Após morte de Karol Eller, Conselho Federal de Psicologia reforça que proíbe práticas de reorientação sexual
Suicídio da influenciadora digital Karol Eller teria sido motivado por agravamento de depressão em detrimento de terapia de renúncia à homossexualidade
A resolução 1/1999, do Conselho Federal de Psicologia (CFP), estabelece normas para a atuação dos profissionais de Psicologia no que se refere à orientação afetivo-sexual dos pacientes. A decisão, inclusive, proíbe práticas que propõem a reorientação das sexualidades, segundo explica a psicóloga e psicanalista Luciana Inocêncio. A especialista ainda alerta que o CFP não reconhece a prescrição religiosa ou o coaching competentes e credenciados para trabalhar a questão comportamental clínica.
O tema veio à tona nas últimas horas, em razão do suicídio na noite de 5ª feira (12/10) de Karol Eller, de 36 anos. Após publicar um post "de despedida" nas redes sociais, contendo as frases "perdi a guerra" e "lutei pela Pátria", sinalizando que iria se matar, a influenciadora digital se jogou do prédio onde morava, localizado em Campo Belo, bairro de São Paulo-SP. Ativista política da direita, Karol tinha mais de 690 mil seguidores.
Segundo relato de amigos próximos, Karol, que era homossexual, passava por um processo difícil de aceitação, após se converter a uma espécie de "terapia de renúncia sexual", e que também trabalhava outras questões comportamentais, como "vícios e desejos da carne".
No início de setembro deste ano, Karol participou de um retiro cristão, marcando sua conversão para o protestantismo. Na oportunidade, afirmou ter "renunciado à prática homossexual".
Em 17 de setembro, durante uma live com o pastor Wellington Rocha, da igreja Assembleia de Deus, Karol admitiu ter depressão e comentou sobre uma carta de suicídio que teria escrito duas semanas antes de fazer o retiro espiritual.
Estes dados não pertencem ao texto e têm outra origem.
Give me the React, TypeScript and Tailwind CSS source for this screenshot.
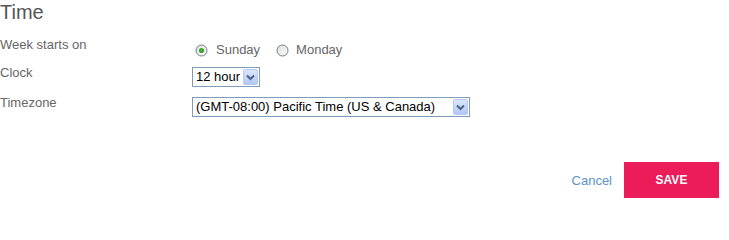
import React from "react";

function Radio({ checked }: { checked?: boolean }) {
  return (
    <svg width="13" height="13" viewBox="0 0 13 13" className="shrink-0">
      <defs>
        <linearGradient id={checked ? "rg1" : "rg2"} x1="0" y1="0" x2="1" y2="1">
          <stop offset="0" stopColor="#dcdcd6" />
          <stop offset="1" stopColor="#ffffff" />
        </linearGradient>
      </defs>
      <circle cx="6.5" cy="6.5" r="5.5" fill={`url(#${checked ? "rg1" : "rg2"})`} stroke="#6f7d89" strokeWidth="1" />
      {checked && <circle cx="6.5" cy="6.5" r="2.6" fill="#3fa83a" />}
    </svg>
  );
}

function SelectBox({ value, width }: { value: string; width: string }) {
  return (
    <div className={`flex items-center h-[20px] border border-[#7f9db9] bg-white ${width}`}>
      <span className="flex-1 pl-[3px] text-[13px] leading-[16px] text-black whitespace-nowrap overflow-hidden">
        {value}
      </span>
      <span className="flex items-center justify-center w-[15px] h-[16px] mr-[1px] rounded-[2px] border border-[#b6c9f2] bg-gradient-to-b from-[#dbe6fe] to-[#b4c8f6]">
        <svg width="9" height="7" viewBox="0 0 9 7">
          <path d="M1 1.5 L4.5 5 L8 1.5" fill="none" stroke="#4d6185" strokeWidth="2" />
        </svg>
      </span>
    </div>
  );
}

export default function App() {
  return (
    <div className="w-[729px] h-[219px] bg-white flex flex-col font-['Liberation_Sans',Arial,sans-serif]">
      <h2 className="text-[20px] leading-[24px] text-[#555]">Time</h2>

      <div className="flex mt-[13px]">
        <div className="w-[192px] text-[13px] leading-[16px] text-[#666]">Week starts on</div>
        <div className="flex items-center pt-[5px] pl-[3px] text-[13px] leading-[16px] text-[#666]">
          <Radio checked />
          <span className="ml-[8px]">Sunday</span>
          <span className="ml-[16px]">
            <Radio />
          </span>
          <span className="ml-[7px]">Monday</span>
        </div>
      </div>

      <div className="flex mt-[7px]">
        <div className="w-[192px] text-[13px] leading-[16px] text-[#666]">Clock</div>
        <div className="pt-[2px]">
          <SelectBox value="12 hour" width="w-[68px]" />
        </div>
      </div>

      <div className="flex mt-[8px]">
        <div className="w-[192px] text-[13px] leading-[16px] text-[#666]">Timezone</div>
        <div className="pt-[2px]">
          <SelectBox value="(GMT-08:00) Pacific Time (US & Canada)" width="w-[278px]" />
        </div>
      </div>

      <div className="mt-auto mb-[21px] flex items-center justify-end gap-[12px] pr-[10px]">
        <a className="pt-[2px] text-[13px] text-[#5b93cc] cursor-pointer">Cancel</a>
        <button className="w-[95px] h-[36px] bg-[#ec1b5a] text-white text-[12px] font-bold">
          SAVE
        </button>
      </div>
    </div>
  );
}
Segundo Luciana, que tem formações em Psicologia e em Psicanálise em Madrid, na Espanha, na Universidade de São Paulo (USP), e na Pontifícia Universidade Católica (PUC), não existe, à luz da Ciência, "a cura gay", sendo que a prática pode torturar ainda mais o indivíduo, potencializar casos de depressão e motivar o suicídio:
"A pessoa é o que é. Você, como profissional da área, não pode tutelar essa condição. Aliás, ninguém tem este direito e autorização - nem religiões, nem coach, nem ninguém. O que se pode fazer, por meio do manejo clínico correto, é auxiliar o sujeito a conviver melhor consigo mesmo, reconhecendo seus defeitos e suas qualidades, e com o entorno. Então, quem promove este tipo de terapia ("cura gay") já está indo contra o que o CFP prega. É crime! Além do mais, pode causar tragédias como a que vimos ontem: o suicídio de uma moça que tinha uma vida inteira pela frente".
O Conselho Nacional dos Direitos Humanos (CNDH) apoia à Resolução 1/1999 do CFP. No documento, o colegiado destaca que o uso de terapias de reorientação sexual configura prática que afronta os direitos humanos, pois reforça estigmas e aumenta o sofrimento das pessoas:
"Há 24 anos, o CFP formalizou o entendimento de que, para a Psicologia, a sexualidade faz parte da identidade do sujeito e, por isso, práticas homossexuais não constituem doença, distúrbio ou perversão. A Psicologia, enquanto Ciência e profissão, tem historicamente se posicionado em defesa dos direitos LGBT. Importante, ainda, ressaltar que, a fé é imprescritível e que as religiões, todas elas, precisam ser respeitadas, mas não podem substituir a Ciência em questões comportamentais-clínicas", reforça Luciana.
A especialista também faz um alerta para os casos de depressão e de suicídio - cada vez mais alarmantes no Brasil e no mundo. Para Luciana, as políticas públicas voltadas para esta "epidemia silenciosa" não são suficientes:
"Acabamos de sair de um 'Setembro Amarelo', que trabalha a conscientização para se evitar o suicídio. O que vemos são números cada vez maiores, e sobretudo entre os jovens. Quem decide se matar está em sofrimento psíquico há tempos. E não são muitas as pessoas que encontram coragem e motivação para procurar ajuda, fazer terapia, se tratar", reforça a psicóloga e psicanalista.
Oito suicídios por cada 100 mil habitantes
Segundo o Anuário Brasileiro de Segurança Pública de 2023, houve 16.262 registros de suicídio no Brasil em 2022. São oito suicídios por 100 mil habitantes.
No Brasil, 12,6% por cada 100 mil homens em comparação com 5,4% por cada 100 mil mulheres, morrem devido ao suicídio, de acordo com dados da Secretaria de Vigilância em Saúde divulgados pelo Ministério da Saúde em setembro de 2022.